The institution officially closed in 1996 as New York shifted toward community-based care and deinstitutionalization. After closure, the campus rapidly deteriorated and became a magnet for explorers, vandals, scrappers and eventually arsonists. Fires repeatedly tore through the old structures through the late 1990s and 2000s. Some were accidental, many were almost certainly deliberate. Entire buildings collapsed into blackened shells. One by one, the cottages and hospital wards were demolished over the years, partly for safety and partly because local officials were tired of people sneaking inside. Today much of the property has been reclaimed by nature or redeveloped. Parts of the land became public parkland connected to nearby Harriman State Park, and other sections were converted into housing developments and recreational areas. Yet even now, people driving through Thiells still talk about Letchworth Village in hushed tones. Because once you know what stood in those woods, thousands of forgotten lives hidden away behind red brick walls, you can’t entirely unfeel it. The forest swallowed most of the buildings, but not the memory of the place.
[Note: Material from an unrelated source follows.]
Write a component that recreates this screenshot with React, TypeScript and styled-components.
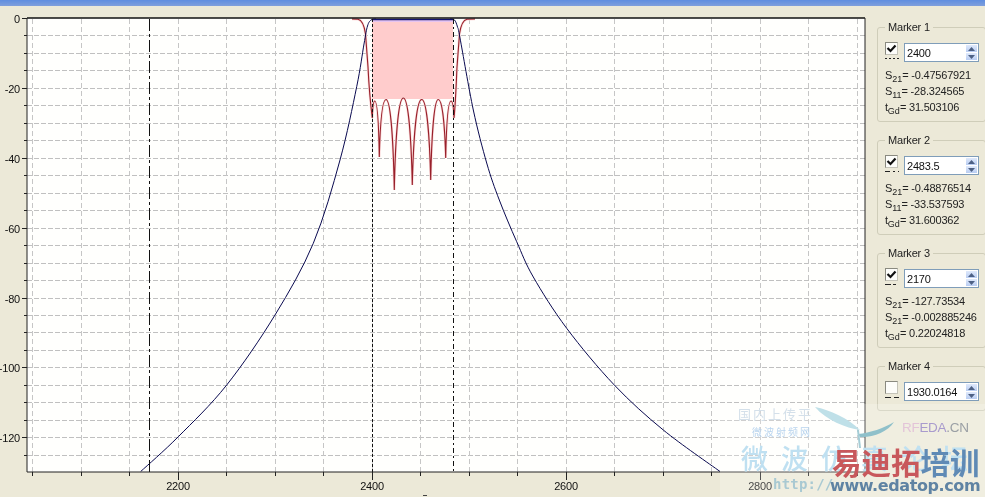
import React from "react";
import styled, { createGlobalStyle } from "styled-components";

const Global = createGlobalStyle`
  html, body { margin: 0; padding: 0; background: #ece9d8; }
  #root { width: 985px; height: 497px; }
`;

const Page = styled.div`
  position: relative;
  width: 985px;
  height: 497px;
  overflow: hidden;
  display: flex;
  flex-direction: column;
  background: #ece9d8;
  font-family: "Liberation Sans", Arial, sans-serif;
  color: #222;
  filter: blur(0.3px);
`;

const TitleStrip = styled.div`
  height: 6px;
  flex: none;
  background: linear-gradient(#5f8ee0, #7f9fdc);
`;

const Body = styled.div`
  flex: 1;
  display: flex;
  min-height: 0;
`;

const ChartSvg = styled.svg`
  display: block;
  flex: none;
  width: 877px;
  height: 491px;
`;

const AxisLabel = styled.text`
  font-family: "Liberation Sans", Arial, sans-serif;
  font-size: 11px;
  letter-spacing: -0.2px;
  fill: #111;
`;

const Side = styled.aside`
  flex: 1;
  display: flex;
  flex-direction: column;
  gap: 18px;
  padding: 21px 0 0 0;
  margin-right: -1px;
`;

const Group = styled.section<{ $h: number }>`
  position: relative;
  height: ${(p) => p.$h}px;
  box-sizing: border-box;
  border: 1px solid #cfcdb9;
  border-radius: 3px;
  padding: 15px 0 0 7px;
`;

const GroupTitle = styled.span`
  position: absolute;
  top: -7px;
  left: 7px;
  padding: 0 3px;
  background: #ece9d8;
  font-size: 11px;
  line-height: 13px;
  letter-spacing: -0.2px;
  color: #222;
`;

const MarkerRow = styled.div`
  display: flex;
  gap: 5px;
`;

const CheckCol = styled.div`
  width: 14px;
  display: flex;
  flex-direction: column;
  gap: 2px;
  margin-top: -1px;
`;

const CheckBox = styled.span`
  width: 13px;
  height: 13px;
  box-sizing: border-box;
  display: block;
  background: #fdfdfa;
  border: 1px solid #c4c3b8;
  border-top-color: #8a8a80;
  border-left-color: #8a8a80;
`;

const CheckMark = styled.svg`
  display: block;
  width: 11px;
  height: 11px;
`;

const Sample = styled.svg`
  display: block;
  width: 14px;
  height: 3px;
`;

const Spin = styled.div`
  width: 75px;
  height: 19px;
  box-sizing: border-box;
  display: flex;
  background: #fff;
  border: 1px solid #7f9db9;
`;

const SpinInput = styled.input`
  flex: 1;
  min-width: 0;
  border: 0;
  outline: 0;
  padding: 0 0 0 2px;
  background: transparent;
  font-family: "Liberation Sans", Arial, sans-serif;
  font-size: 11px;
  letter-spacing: -0.2px;
  color: #111;
`;

const SpinButtons = styled.div`
  width: 11px;
  margin: 1px;
  display: flex;
  flex-direction: column;
  gap: 1px;
`;

const SpinButton = styled.div`
  flex: 1;
  display: flex;
  align-items: center;
  justify-content: center;
  background: linear-gradient(#dfe9fb, #b9cdf2);
`;

const Arrow = styled.svg`
  display: block;
  width: 7px;
  height: 4px;
`;

const Readouts = styled.div`
  margin-top: 5px;
`;

const Readout = styled.div`
  height: 16px;
  line-height: 16px;
  font-size: 11px;
  letter-spacing: -0.2px;
  white-space: nowrap;
  color: #222;
`;

const Sub = styled.sub`
  font-size: 9px;
  line-height: 0;
  vertical-align: -3px;
  letter-spacing: 0;
`;

/* Watermark stamped over the lower right corner of the picture */
const WatermarkGlow = styled.div`
  position: absolute;
  left: 720px;
  top: 404px;
  width: 265px;
  height: 93px;
  background: rgba(255, 255, 255, 0.22);
`;

const Mark = styled.div<{ $x: number; $y: number }>`
  position: absolute;
  left: ${(p) => p.$x}px;
  top: ${(p) => p.$y}px;
  white-space: nowrap;
`;

const FaintTitle = styled(Mark)`
  font-family: "Noto Sans CJK SC", sans-serif;
  font-size: 13px;
  line-height: 14px;
  letter-spacing: 2px;
  color: #d4e0ea;
`;

const FaintSub = styled(Mark)`
  font-family: "Noto Sans CJK SC", sans-serif;
  font-size: 10px;
  line-height: 12px;
  letter-spacing: 2px;
  color: #b9d4ee;
`;

const Forum = styled(Mark)`
  font-family: "Noto Sans CJK SC", sans-serif;
  font-size: 27px;
  font-weight: 500;
  line-height: 30px;
  letter-spacing: 13px;
  color: #bfe0f1;
`;

const HttpText = styled(Mark)`
  font-family: "DejaVu Sans Mono", monospace;
  font-size: 14px;
  line-height: 16px;
  font-weight: 700;
  letter-spacing: 0.2px;
  color: #a9c9d2;
`;

const RfText = styled(Mark)`
  font-size: 13.5px;
  line-height: 14px;
  letter-spacing: -0.3px;
  display: flex;
`;

const RfPart = styled.span<{ $c: string }>`
  color: ${(p) => p.$c};
`;

const BrandCn = styled(Mark)`
  font-family: "Noto Sans CJK SC", sans-serif;
  font-size: 29.5px;
  font-weight: 700;
  line-height: 32px;
  display: flex;
`;

const BrandPart = styled.span<{ $c: string }>`
  color: ${(p) => p.$c};
`;

const BrandUrl = styled(Mark)`
  font-family: "DejaVu Sans", sans-serif;
  font-size: 16px;
  font-weight: 700;
  line-height: 18px;
  letter-spacing: -0.4px;
  color: #5f83a3;
`;

const Dragonfly = styled.svg`
  position: absolute;
  left: 810px;
  top: 402px;
  width: 90px;
  height: 60px;
`;

type P = [number, number];

const smooth = (pts: P[]) => {
  let d = `M${pts[0][0]} ${pts[0][1]}`;
  for (let i = 0; i < pts.length - 1; i++) {
    const a = pts[Math.max(i - 1, 0)];
    const b = pts[i];
    const c = pts[i + 1];
    const e = pts[Math.min(i + 2, pts.length - 1)];
    d += ` C${(b[0] + (c[0] - a[0]) / 6).toFixed(1)} ${(b[1] + (c[1] - a[1]) / 6).toFixed(1)} ${(c[0] - (e[0] - b[0]) / 6).toFixed(1)} ${(c[1] - (e[1] - b[1]) / 6).toFixed(1)} ${c[0]} ${c[1]}`;
  }
  return d;
};

const blue: P[] = [
  [140.7, 471.5], [178.3, 436.7], [226.7, 385], [275, 315], [313.3, 243.3], [340, 160], [356.7, 86.7], [364, 44], [367.5, 26], [371, 20], [376, 19],
];
const blueRight: P[] = [
  [450, 19], [454.5, 20], [457.5, 27], [460, 38], [473.3, 110], [486.7, 163], [499.3, 200], [516.7, 241.7],
  [533.3, 277], [566.7, 328.3], [614.3, 385], [663.3, 430], [720, 471.5],
];

// S11: alternating arches with sharp cusps at each reflection zero
const cusps: P[] = [
  [372.3, 118], [379.3, 157], [394.3, 190], [412.3, 185], [430.7, 180], [445.7, 158], [454, 118],
];
const peaks: P[] = [
  [374.8, 101], [386, 99.5], [403.3, 98], [421.7, 99.5], [438.3, 99.5], [451, 101],
];

const s11 = (() => {
  let d = "M352 19 L358 19.3 C362 20 364 24 365.5 34 L368 67 C369 88 370.5 104 372.3 118";
  cusps.slice(0, -1).forEach((c, i) => {
    const p = peaks[i];
    const n = cusps[i + 1];
    const lw = p[0] - c[0];
    const rw = n[0] - p[0];
    const lh = c[1] - p[1];
    const rh = n[1] - p[1];
    d += ` C${c[0] + lw * 0.12} ${c[1] - lh * 0.55} ${p[0] - lw * 0.55} ${p[1]} ${p[0]} ${p[1]}`;
    d += ` C${p[0] + rw * 0.55} ${p[1]} ${n[0] - rw * 0.12} ${n[1] - rh * 0.55} ${n[0]} ${n[1]}`;
  });
  d += " C455.5 104 456 88 457 67 L459.5 34 C461 24 463 20 467 19.3 L475 19";
  return d;
})();

const verticals = Array.from({ length: 18 }, (_, i) => Math.floor(32.5 + i * 48.5) + 0.5);
const horizontals = Array.from({ length: 26 }, (_, i) => Math.round(18 + i * 17.47) + 0.5);
const xLabels = [
  { x: 178, t: "2200" },
  { x: 372, t: "2400" },
  { x: 566, t: "2600" },
  { x: 760, t: "2800" },
];
const yLabels = [0, -20, -40, -60, -80, -100, -120];

function Chart() {
  return (
    <ChartSvg viewBox="0 6 877 491">
      <rect x="27" y="18" width="838" height="454" fill="#fffffd" />
      {horizontals.slice(1).map((y) => (
        <line key={y} x1="27" x2="865" y1={y} y2={y} stroke="#c0c0c0" strokeDasharray="5 2" />
      ))}
      {verticals.map((x) => (
        <line key={x} x1={x} x2={x} y1="19" y2="472" stroke="#c6c6c6" strokeDasharray="5 3" />
      ))}
      <rect x="372" y="19" width="81" height="80" fill="#ffcccc" />
      <rect x="372" y="19" width="81" height="3" fill="#e6c4f0" />

      <path d={s11} fill="none" stroke="#fbdcdc" strokeWidth="2.5" />
      <path d={s11} fill="none" stroke="#98202a" strokeWidth="1.1" />
      <path d={smooth(blue)} fill="none" stroke="#0a0a50" strokeWidth="1" />
      <path d={smooth(blueRight)} fill="none" stroke="#0a0a50" strokeWidth="1" />
      <line x1="372" x2="454" y1="19.5" y2="19.5" stroke="#14146e" strokeWidth="1.6" />

      <line x1="149.5" x2="149.5" y1="19" y2="472" stroke="#111" strokeDasharray="12 3 3 3" />
      <line x1="372.5" x2="372.5" y1="19" y2="472" stroke="#111" strokeDasharray="3 2" />
      <line x1="453.5" x2="453.5" y1="19" y2="472" stroke="#111" strokeDasharray="5 3 2 3" />

      <line x1="27" x2="865" y1="18" y2="18" stroke="#111" strokeWidth="1.5" />
      <line x1="27" x2="865" y1="472" y2="472" stroke="#222" strokeWidth="1.2" />
      <line x1="27" x2="27" y1="18" y2="472" stroke="#222" />
      <line x1="865" x2="865" y1="18" y2="472" stroke="#222" />

      {verticals.map((x, i) => (
        <line key={x} x1={x} x2={x} y1="472" y2={i % 4 === 3 ? 480 : 476} stroke="#222" />
      ))}
      {horizontals.map((y, i) => (
        <line key={y} x1={i % 4 === 0 ? 22 : 24} x2="27" y1={y} y2={y} stroke="#222" />
      ))}
      {yLabels.map((v, i) => (
        <AxisLabel key={v} x="20" y={18 + i * 69.88 + 5} textAnchor="end">
          {v}
        </AxisLabel>
      ))}
      {xLabels.map((l) => (
        <AxisLabel key={l.t} x={l.x} y="490" textAnchor="middle">
          {l.t}
        </AxisLabel>
      ))}
      <line x1="423" x2="427" y1="495.5" y2="495.5" stroke="#444" />
    </ChartSvg>
  );
}

type MarkerData = {
  name: string;
  value: string;
  on: boolean;
  dash: string;
  rows?: { s: string; sub: string; v: string }[];
};

const markers: MarkerData[] = [
  {
    name: "Marker 1",
    value: "2400",
    on: true,
    dash: "2 2",
    rows: [
      { s: "S", sub: "21", v: "-0.47567921" },
      { s: "S", sub: "11", v: "-28.324565" },
      { s: "t", sub: "Gd", v: "31.503106" },
    ],
  },
  {
    name: "Marker 2",
    value: "2483.5",
    on: true,
    dash: "5 3 2 3",
    rows: [
      { s: "S", sub: "21", v: "-0.48876514" },
      { s: "S", sub: "11", v: "-33.537593" },
      { s: "t", sub: "Gd", v: "31.600362" },
    ],
  },
  {
    name: "Marker 3",
    value: "2170",
    on: true,
    dash: "6 2 3 3",
    rows: [
      { s: "S", sub: "21", v: "-127.73534" },
      { s: "S", sub: "21", v: "-0.002885246" },
      { s: "t", sub: "Gd", v: "0.22024818" },
    ],
  },
  { name: "Marker 4", value: "1930.0164", on: false, dash: "6 3" },
];

function MarkerGroup({ m }: { m: MarkerData }) {
  return (
    <Group $h={m.rows ? 95 : 45}>
      <GroupTitle>{m.name}</GroupTitle>
      <MarkerRow>
        <CheckCol>
          <CheckBox>
            {m.on && (
              <CheckMark viewBox="0 0 11 11">
                <path d="M1.5 5 L4.5 8 L9.5 2.5" fill="none" stroke="#111" strokeWidth="2.2" />
              </CheckMark>
            )}
          </CheckBox>
          <Sample viewBox="0 0 14 3">
            <line x1="0" x2="14" y1="1.5" y2="1.5" stroke="#222" strokeDasharray={m.dash} />
          </Sample>
        </CheckCol>
        <Spin>
          <SpinInput readOnly value={m.value} />
          <SpinButtons>
            <SpinButton>
              <Arrow viewBox="0 0 7 4">
                <path d="M3.5 0 L7 4 L0 4 Z" fill="#4d6185" />
              </Arrow>
            </SpinButton>
            <SpinButton>
              <Arrow viewBox="0 0 7 4">
                <path d="M0 0 L7 0 L3.5 4 Z" fill="#4d6185" />
              </Arrow>
            </SpinButton>
          </SpinButtons>
        </Spin>
      </MarkerRow>
      {m.rows && (
        <Readouts>
          {m.rows.map((r) => (
            <Readout key={r.s + r.sub + r.v}>
              {r.s}
              <Sub>{r.sub}</Sub>= {r.v}
            </Readout>
          ))}
        </Readouts>
      )}
    </Group>
  );
}

export default function App() {
  return (
    <Page>
      <Global />
      <TitleStrip />
      <Body>
        <Chart />
        <Side>
          {markers.map((m) => (
            <MarkerGroup key={m.name} m={m} />
          ))}
        </Side>
      </Body>

      <WatermarkGlow />
      <FaintTitle $x={738} $y={407}>国内上传平</FaintTitle>
      <FaintSub $x={752} $y={426}>微波射频网</FaintSub>
      <Dragonfly viewBox="0 0 90 60">
        <path d="M5 5 C20 8 38 16 50 28 C36 26 16 18 5 5 Z" fill="#bfe0e8" />
        <path d="M48 32 C60 31 74 26 84 20 C78 30 62 36 50 35 Z" fill="#8fc0ca" />
        <path d="M48 28 L50 46" stroke="#a5cdd6" strokeWidth="2" fill="none" />
      </Dragonfly>
      <Forum $x={741} $y={443}>微波仿真论坛</Forum>
      <RfText $x={902} $y={421}>
        <RfPart $c="#e3c4d8">RF</RfPart>
        <RfPart $c="#a99bcd">EDA</RfPart>
        <RfPart $c="#9a9fa4">.CN</RfPart>
      </RfText>
      <HttpText $x={773} $y={476}>http://</HttpText>
      <BrandCn $x={832} $y={445}>
        <BrandPart $c="#c8585c">易迪拓</BrandPart>
        <BrandPart $c="#5f8ab5">培训</BrandPart>
      </BrandCn>
      <BrandUrl $x={830} $y={477}>www.edatop.com</BrandUrl>
    </Page>
  );
}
We visited Letchworth very recently, and one of the sections we explored to document was one of the old dormitories, which is what you see in this set. The building itself is almost completely engulfed in vegetation, as one can see, and the inside...the inside gave one a brief glimpse of what it might have been like for someone who was a resident there, once upon a time. What really hit us hardest was an old letter and family photo left behind, sent to a resident the writer of the letter called "Yogurt" (I assume a family nickname for whoever it might have been). I included this letter and the family photo that went with it; my vibe is that "Yogurt" was the girl, the one in the right top row. Why? I don't know. Just a vibe. And of course, it could have been any of the kids or young adults in the photo...or none of them at all. Again, just a vibe. I suppose we'll never know.

In any case, enjoy this set. I'd love to get your thoughts on it. Have a great Tuesday out there, all. -Mr. P.